La obsesión por la perennidad dérmica acaba en la locura de muchas jóvenes. ©Aline Hold

La verdad no está en la piel

La pulsión adictiva por el 'skincare' es uno de los delirios más inquietantes de nuestro tiempo

Paseo por uno de los nuevos templos del skincare que han abierto sus puertas últimamente en Barcelona (equipararlos a un adoratorio no es casual; por mucho que la mayoría dispongan de un showroom de estética raw y que vivan inmersos en la moral del plant-based…  aquí se respira un aire putrefacto de capilla) y repaso también algunos de los millones de tutoriales que las adolescentes dedican al cuidado de la piel facial. Sabemos que esta moda esconde, como siempre, una cara B horripilante: esta pulsión por la perennidad dérmica acaba en la locura de muchas jóvenes que se aplican productos de antienvejecimiento entre los 10 y 15 años, generando una conducta adictiva espantosa, no sólo porque la mayoría de bambinos tengan la piel más saludable que un sauce de Alaska, sino porque la manía por mantener una cara impoluta les privará de uno de los mejores bienes de los que dispone el ser humano: envejecer.

Mientras contemplo a un ejército de botes de crema –que deconstruyen la cara en un cúmulo de especialidades; de la piel frontal a la de las mejillas y, evidentemente, la más puñetera de todas; la de las bolsas oculares– recuerdo al filósofo Lévinas, un pensador obsesionado con el concepto de rostro, y también la famosa cita de Guide que siempre repetía Josep Pla, según la cual la profundidad de las cosas se encuentra habitualmente en la superficie del mundo: “la verdad está en la piel”. Me violenta profundamente estar recitando a dos autores gabachos, porque la mayoría son tremendamente cursis y los detesto con gran entusiasmo, pero aquí no tengo más remedio. Lévinas decía que el rostro humano es aquel ente que nos es imposible capturar en una imagen. Lo resume muy bien Blanca Lum Vidal en su importante Llegir Petit, publicado en Arcàdia: “en el rostro hay una negativa a ser contenido”, porque “su alteridad no es relativa, es absoluta”.

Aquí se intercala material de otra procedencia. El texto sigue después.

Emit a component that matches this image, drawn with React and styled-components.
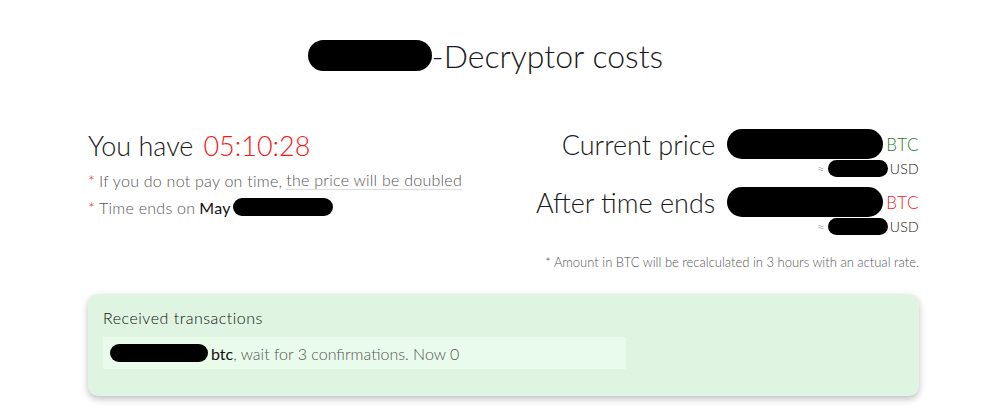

La manía de castrarse la cara en una fotografía perfecta de tantas chicas jóvenes –es decir, de alejarla violentamente del paso del tiempo y de la beatitud de una arruga o de la bella sexualidad de una cicatriz– es uno de los hábitos pavorosos de nuestro tiempo. Entiendo la cita de Guide en un sentido mediterráneo, que es como la acogía Pla: a menudo la verdad está muy lejos de la pedantería filosófica y le gusta esconderse en lo más trivial. Pero si atiendo literalmente a la cita, y me voy repitiendo compulsivamente que nuestra verdad está en la piel (o en esa obsesión enfermiza por convertirla en el culito de un bebé), no puedo dejar de angustiarme por cómo estamos enloqueciendo a la velocidad de un bólido. Lo que explico no es una preocupación metafísica: muchos países del nord enllà –donde la gente quizás está menos alocada que en estos lares– ya han prohibido vender productos de skincare a adolescentes menores de quince años.

Decid a los adolescentes que una cara demasiado bella o perversamente eterna, aparte de falsa, es repulsivamente fea

Hacen bien y deben ser conscientes de lo dramático del tema, porque debemos recordar a nuestros niños (y especialmente a las mujeres, mucho más estresadas por el panóptico de la presión estética) que la sinfonía de la vida consiste en varios movimientos y que – al final, y gracias al dios Cronos– la cosa termina en una cadencia auténtica, bombo y platillos, y la piel arrugada como la de una pasa. Por fortuna, servidor no tiene niños, pero me asusto de la cantidad enorme de luchas culturales que deben asumir los progenitores del mundo: antes bastaba con decir “nano, haz el favor de no volver tarde a casa y si follas ponte condón”, pero ahora hay que advertir a los chavales incluso de la necesidad de no aplicarse crema contra el envejecimiento cuando tienen el rostro casi cristalino de una Madonna románica. Realmente, el manual de uso de la paternidad debería incluir una beca gubernamental o un tractor para poder trajinarlo mejor por el mundo.

Les doy un consejo, quizá demasiado filosófico: decid a los adolescentes que una cara demasiado bella o perversamente eterna, aparte de falsa, es repulsivamente fea. Recordadles que su cara no puede cosificarse, porque cuando se convierta en una imagen fija será la viva instantánea de un muerto. Repetidles, finalmente, que una de las grandes ventajas de la vida es hacerse mayor, envejecer, y que exista algún día en que el rostro se nos apague para siempre. Huyo apresuradamente del templo del skincare, que esto de las religiones siempre me ha dado mucha pereza. En la calle, por fortuna, hay rostros normales, infotografiables, que hoy serán algo más parecidos a los altiplanos de un papiro.